Extract each line of the data and write it out again exactly.

# # #

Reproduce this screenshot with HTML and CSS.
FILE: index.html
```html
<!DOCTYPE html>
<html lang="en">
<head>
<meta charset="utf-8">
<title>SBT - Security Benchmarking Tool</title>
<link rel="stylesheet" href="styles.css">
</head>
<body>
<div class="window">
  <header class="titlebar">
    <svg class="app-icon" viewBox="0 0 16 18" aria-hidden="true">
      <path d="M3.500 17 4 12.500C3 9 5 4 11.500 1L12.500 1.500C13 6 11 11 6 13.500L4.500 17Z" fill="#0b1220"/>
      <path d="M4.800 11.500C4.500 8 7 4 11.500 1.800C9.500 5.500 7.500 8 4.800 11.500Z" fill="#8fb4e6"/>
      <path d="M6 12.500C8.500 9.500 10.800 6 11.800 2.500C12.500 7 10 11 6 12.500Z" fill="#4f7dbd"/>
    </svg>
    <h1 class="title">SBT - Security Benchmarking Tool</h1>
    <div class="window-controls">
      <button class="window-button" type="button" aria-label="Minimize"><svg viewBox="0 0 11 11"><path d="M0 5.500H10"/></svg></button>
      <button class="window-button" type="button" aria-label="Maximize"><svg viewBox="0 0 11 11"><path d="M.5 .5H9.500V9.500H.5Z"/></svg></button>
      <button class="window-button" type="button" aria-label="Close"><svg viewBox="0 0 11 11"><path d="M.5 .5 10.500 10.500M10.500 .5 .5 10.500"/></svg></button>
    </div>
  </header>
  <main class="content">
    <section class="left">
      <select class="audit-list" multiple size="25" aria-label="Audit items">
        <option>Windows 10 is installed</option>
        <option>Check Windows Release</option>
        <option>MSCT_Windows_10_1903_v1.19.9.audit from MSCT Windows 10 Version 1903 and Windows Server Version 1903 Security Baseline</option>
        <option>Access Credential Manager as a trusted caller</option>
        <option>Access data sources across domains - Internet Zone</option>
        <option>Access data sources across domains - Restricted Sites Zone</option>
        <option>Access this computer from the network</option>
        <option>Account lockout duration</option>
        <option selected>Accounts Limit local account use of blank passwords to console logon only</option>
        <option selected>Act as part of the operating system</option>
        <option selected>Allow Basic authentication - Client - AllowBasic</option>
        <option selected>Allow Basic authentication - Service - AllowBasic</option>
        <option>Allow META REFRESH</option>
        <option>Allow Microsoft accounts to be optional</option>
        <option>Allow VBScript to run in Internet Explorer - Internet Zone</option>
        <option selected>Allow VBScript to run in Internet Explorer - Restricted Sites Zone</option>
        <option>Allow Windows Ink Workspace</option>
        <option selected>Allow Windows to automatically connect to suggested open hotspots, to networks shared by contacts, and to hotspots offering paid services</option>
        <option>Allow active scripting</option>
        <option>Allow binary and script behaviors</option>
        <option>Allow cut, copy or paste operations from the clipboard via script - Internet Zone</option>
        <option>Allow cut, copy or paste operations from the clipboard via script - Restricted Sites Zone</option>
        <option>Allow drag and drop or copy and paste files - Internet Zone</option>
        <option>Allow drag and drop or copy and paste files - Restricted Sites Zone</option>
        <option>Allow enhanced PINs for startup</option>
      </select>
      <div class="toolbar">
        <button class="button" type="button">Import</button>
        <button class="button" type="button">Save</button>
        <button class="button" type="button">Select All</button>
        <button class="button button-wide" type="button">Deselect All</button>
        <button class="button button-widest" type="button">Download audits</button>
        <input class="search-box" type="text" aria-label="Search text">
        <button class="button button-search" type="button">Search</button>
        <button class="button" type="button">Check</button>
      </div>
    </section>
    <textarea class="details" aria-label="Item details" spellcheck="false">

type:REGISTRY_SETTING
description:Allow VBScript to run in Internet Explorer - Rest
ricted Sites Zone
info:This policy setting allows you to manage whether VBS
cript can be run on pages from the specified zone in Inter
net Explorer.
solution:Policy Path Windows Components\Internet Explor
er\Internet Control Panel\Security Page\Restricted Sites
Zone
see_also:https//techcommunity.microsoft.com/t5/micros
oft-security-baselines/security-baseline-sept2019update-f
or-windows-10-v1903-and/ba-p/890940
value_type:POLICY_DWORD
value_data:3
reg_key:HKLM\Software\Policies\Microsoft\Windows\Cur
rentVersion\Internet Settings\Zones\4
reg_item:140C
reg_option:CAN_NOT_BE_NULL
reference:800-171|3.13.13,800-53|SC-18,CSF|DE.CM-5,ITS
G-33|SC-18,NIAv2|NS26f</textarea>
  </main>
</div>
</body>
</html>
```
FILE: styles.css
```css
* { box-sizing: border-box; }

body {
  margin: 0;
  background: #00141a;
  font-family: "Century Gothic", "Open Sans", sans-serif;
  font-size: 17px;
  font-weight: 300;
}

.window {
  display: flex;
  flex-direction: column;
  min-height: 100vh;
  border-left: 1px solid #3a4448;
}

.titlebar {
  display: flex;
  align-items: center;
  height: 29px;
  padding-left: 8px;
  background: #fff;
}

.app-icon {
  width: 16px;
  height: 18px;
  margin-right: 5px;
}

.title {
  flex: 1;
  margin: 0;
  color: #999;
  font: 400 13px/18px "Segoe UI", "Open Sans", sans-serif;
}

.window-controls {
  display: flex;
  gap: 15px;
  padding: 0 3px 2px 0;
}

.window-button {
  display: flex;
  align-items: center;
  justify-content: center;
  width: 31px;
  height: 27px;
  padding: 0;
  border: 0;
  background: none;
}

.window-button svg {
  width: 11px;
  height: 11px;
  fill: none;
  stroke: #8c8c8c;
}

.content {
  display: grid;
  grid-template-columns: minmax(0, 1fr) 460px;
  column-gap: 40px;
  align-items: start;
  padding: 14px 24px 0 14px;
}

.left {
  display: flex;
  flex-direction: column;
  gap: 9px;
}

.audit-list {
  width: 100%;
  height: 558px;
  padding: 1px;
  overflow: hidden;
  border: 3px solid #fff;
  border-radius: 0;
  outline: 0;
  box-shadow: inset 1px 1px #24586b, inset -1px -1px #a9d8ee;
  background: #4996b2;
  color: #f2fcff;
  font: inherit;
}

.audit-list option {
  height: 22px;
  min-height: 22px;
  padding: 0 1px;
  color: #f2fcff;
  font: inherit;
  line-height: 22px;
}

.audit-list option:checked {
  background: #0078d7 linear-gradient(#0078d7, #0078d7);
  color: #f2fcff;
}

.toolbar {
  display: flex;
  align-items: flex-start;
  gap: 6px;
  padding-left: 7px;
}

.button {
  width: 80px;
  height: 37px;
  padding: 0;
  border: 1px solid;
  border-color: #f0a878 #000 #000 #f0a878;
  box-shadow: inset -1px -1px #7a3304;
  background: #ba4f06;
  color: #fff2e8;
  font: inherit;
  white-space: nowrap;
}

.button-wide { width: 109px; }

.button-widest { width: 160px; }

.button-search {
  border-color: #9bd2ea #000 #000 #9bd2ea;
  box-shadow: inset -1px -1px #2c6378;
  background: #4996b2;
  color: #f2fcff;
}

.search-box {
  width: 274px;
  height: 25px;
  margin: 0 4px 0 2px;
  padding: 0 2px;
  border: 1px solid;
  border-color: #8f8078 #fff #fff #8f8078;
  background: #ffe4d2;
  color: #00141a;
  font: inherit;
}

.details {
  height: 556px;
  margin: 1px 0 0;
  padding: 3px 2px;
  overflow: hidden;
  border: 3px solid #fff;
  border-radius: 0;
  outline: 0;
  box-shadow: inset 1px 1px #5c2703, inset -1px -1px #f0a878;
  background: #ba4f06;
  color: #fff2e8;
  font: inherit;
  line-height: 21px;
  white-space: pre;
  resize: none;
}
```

# # #

__Exercise output__:
Reproduce this screenshot with HTML and CSS.
FILE: index.html
```html
<!DOCTYPE html>
<html lang="en">
<head>
<meta charset="utf-8">
<title>SBT - Security Benchmarking Tool</title>
<link rel="stylesheet" href="styles.css">
</head>
<body>
<div class="window">
  <header class="titlebar">
    <svg class="app-icon" viewBox="0 0 16 18" aria-hidden="true">
      <path d="M3.500 17 4 12.500C3 9 5 4 11.500 1L12.500 1.500C13 6 11 11 6 13.500L4.500 17Z" fill="#0b1220"/>
      <path d="M4.800 11.500C4.500 8 7 4 11.500 1.800C9.500 5.500 7.500 8 4.800 11.500Z" fill="#8fb4e6"/>
      <path d="M6 12.500C8.500 9.500 10.800 6 11.800 2.500C12.500 7 10 11 6 12.500Z" fill="#4f7dbd"/>
    </svg>
    <h1 class="title">SBT - Security Benchmarking Tool</h1>
    <div class="window-controls">
      <button class="window-button" type="button" aria-label="Minimize"><svg viewBox="0 0 11 11"><path d="M0 5.500H10"/></svg></button>
      <button class="window-button" type="button" aria-label="Maximize"><svg viewBox="0 0 11 11"><path d="M.5 .5H9.500V9.500H.5Z"/></svg></button>
      <button class="window-button" type="button" aria-label="Close"><svg viewBox="0 0 11 11"><path d="M.5 .5 10.500 10.500M10.500 .5 .5 10.500"/></svg></button>
    </div>
  </header>
  <main class="content">
    <section class="left">
      <select class="audit-list" multiple size="25" aria-label="Audit items">
        <option>Windows 10 is installed</option>
        <option>Check Windows Release</option>
        <option>MSCT_Windows_10_1903_v1.19.9.audit from MSCT Windows 10 Version 1903 and Windows Server Version 1903 Security Baseline</option>
        <option>Access Credential Manager as a trusted caller</option>
        <option>Access data sources across domains - Internet Zone</option>
        <option>Access data sources across domains - Restricted Sites Zone</option>
        <option>Access this computer from the network</option>
        <option>Account lockout duration</option>
        <option selected>Accounts Limit local account use of blank passwords to console logon only</option>
        <option selected>Act as part of the operating system</option>
        <option selected>Allow Basic authentication - Client - AllowBasic</option>
        <option selected>Allow Basic authentication - Service - AllowBasic</option>
        <option>Allow META REFRESH</option>
        <option>Allow Microsoft accounts to be optional</option>
        <option>Allow VBScript to run in Internet Explorer - Internet Zone</option>
        <option selected>Allow VBScript to run in Internet Explorer - Restricted Sites Zone</option>
        <option>Allow Windows Ink Workspace</option>
        <option selected>Allow Windows to automatically connect to suggested open hotspots, to networks shared by contacts, and to hotspots offering paid services</option>
        <option>Allow active scripting</option>
        <option>Allow binary and script behaviors</option>
        <option>Allow cut, copy or paste operations from the clipboard via script - Internet Zone</option>
        <option>Allow cut, copy or paste operations from the clipboard via script - Restricted Sites Zone</option>
        <option>Allow drag and drop or copy and paste files - Internet Zone</option>
        <option>Allow drag and drop or copy and paste files - Restricted Sites Zone</option>
        <option>Allow enhanced PINs for startup</option>
      </select>
      <div class="toolbar">
        <button class="button" type="button">Import</button>
        <button class="button" type="button">Save</button>
        <button class="button" type="button">Select All</button>
        <button class="button button-wide" type="button">Deselect All</button>
        <button class="button button-widest" type="button">Download audits</button>
        <input class="search-box" type="text" aria-label="Search text">
        <button class="button button-search" type="button">Search</button>
        <button class="button" type="button">Check</button>
      </div>
    </section>
    <textarea class="details" aria-label="Item details" spellcheck="false">

type:REGISTRY_SETTING
description:Allow VBScript to run in Internet Explorer - Rest
ricted Sites Zone
info:This policy setting allows you to manage whether VBS
cript can be run on pages from the specified zone in Inter
net Explorer.
solution:Policy Path Windows Components\Internet Explor
er\Internet Control Panel\Security Page\Restricted Sites
Zone
see_also:https//techcommunity.microsoft.com/t5/micros
oft-security-baselines/security-baseline-sept2019update-f
or-windows-10-v1903-and/ba-p/890940
value_type:POLICY_DWORD
value_data:3
reg_key:HKLM\Software\Policies\Microsoft\Windows\Cur
rentVersion\Internet Settings\Zones\4
reg_item:140C
reg_option:CAN_NOT_BE_NULL
reference:800-171|3.13.13,800-53|SC-18,CSF|DE.CM-5,ITS
G-33|SC-18,NIAv2|NS26f</textarea>
  </main>
</div>
</body>
</html>
```
FILE: styles.css
```css
* { box-sizing: border-box; }

body {
  margin: 0;
  background: #00141a;
  font-family: "Century Gothic", "Open Sans", sans-serif;
  font-size: 17px;
  font-weight: 300;
}

.window {
  display: flex;
  flex-direction: column;
  min-height: 100vh;
  border-left: 1px solid #3a4448;
}

.titlebar {
  display: flex;
  align-items: center;
  height: 29px;
  padding-left: 8px;
  background: #fff;
}

.app-icon {
  width: 16px;
  height: 18px;
  margin-right: 5px;
}

.title {
  flex: 1;
  margin: 0;
  color: #999;
  font: 400 13px/18px "Segoe UI", "Open Sans", sans-serif;
}

.window-controls {
  display: flex;
  gap: 15px;
  padding: 0 3px 2px 0;
}

.window-button {
  display: flex;
  align-items: center;
  justify-content: center;
  width: 31px;
  height: 27px;
  padding: 0;
  border: 0;
  background: none;
}

.window-button svg {
  width: 11px;
  height: 11px;
  fill: none;
  stroke: #8c8c8c;
}

.content {
  display: grid;
  grid-template-columns: minmax(0, 1fr) 460px;
  column-gap: 40px;
  align-items: start;
  padding: 14px 24px 0 14px;
}

.left {
  display: flex;
  flex-direction: column;
  gap: 9px;
}

.audit-list {
  width: 100%;
  height: 558px;
  padding: 1px;
  overflow: hidden;
  border: 3px solid #fff;
  border-radius: 0;
  outline: 0;
  box-shadow: inset 1px 1px #24586b, inset -1px -1px #a9d8ee;
  background: #4996b2;
  color: #f2fcff;
  font: inherit;
}

.audit-list option {
  height: 22px;
  min-height: 22px;
  padding: 0 1px;
  color: #f2fcff;
  font: inherit;
  line-height: 22px;
}

.audit-list option:checked {
  background: #0078d7 linear-gradient(#0078d7, #0078d7);
  color: #f2fcff;
}

.toolbar {
  display: flex;
  align-items: flex-start;
  gap: 6px;
  padding-left: 7px;
}

.button {
  width: 80px;
  height: 37px;
  padding: 0;
  border: 1px solid;
  border-color: #f0a878 #000 #000 #f0a878;
  box-shadow: inset -1px -1px #7a3304;
  background: #ba4f06;
  color: #fff2e8;
  font: inherit;
  white-space: nowrap;
}

.button-wide { width: 109px; }

.button-widest { width: 160px; }

.button-search {
  border-color: #9bd2ea #000 #000 #9bd2ea;
  box-shadow: inset -1px -1px #2c6378;
  background: #4996b2;
  color: #f2fcff;
}

.search-box {
  width: 274px;
  height: 25px;
  margin: 0 4px 0 2px;
  padding: 0 2px;
  border: 1px solid;
  border-color: #8f8078 #fff #fff #8f8078;
  background: #ffe4d2;
  color: #00141a;
  font: inherit;
}

.details {
  height: 556px;
  margin: 1px 0 0;
  padding: 3px 2px;
  overflow: hidden;
  border: 3px solid #fff;
  border-radius: 0;
  outline: 0;
  box-shadow: inset 1px 1px #5c2703, inset -1px -1px #f0a878;
  background: #ba4f06;
  color: #fff2e8;
  font: inherit;
  line-height: 21px;
  white-space: pre;
  resize: none;
}
```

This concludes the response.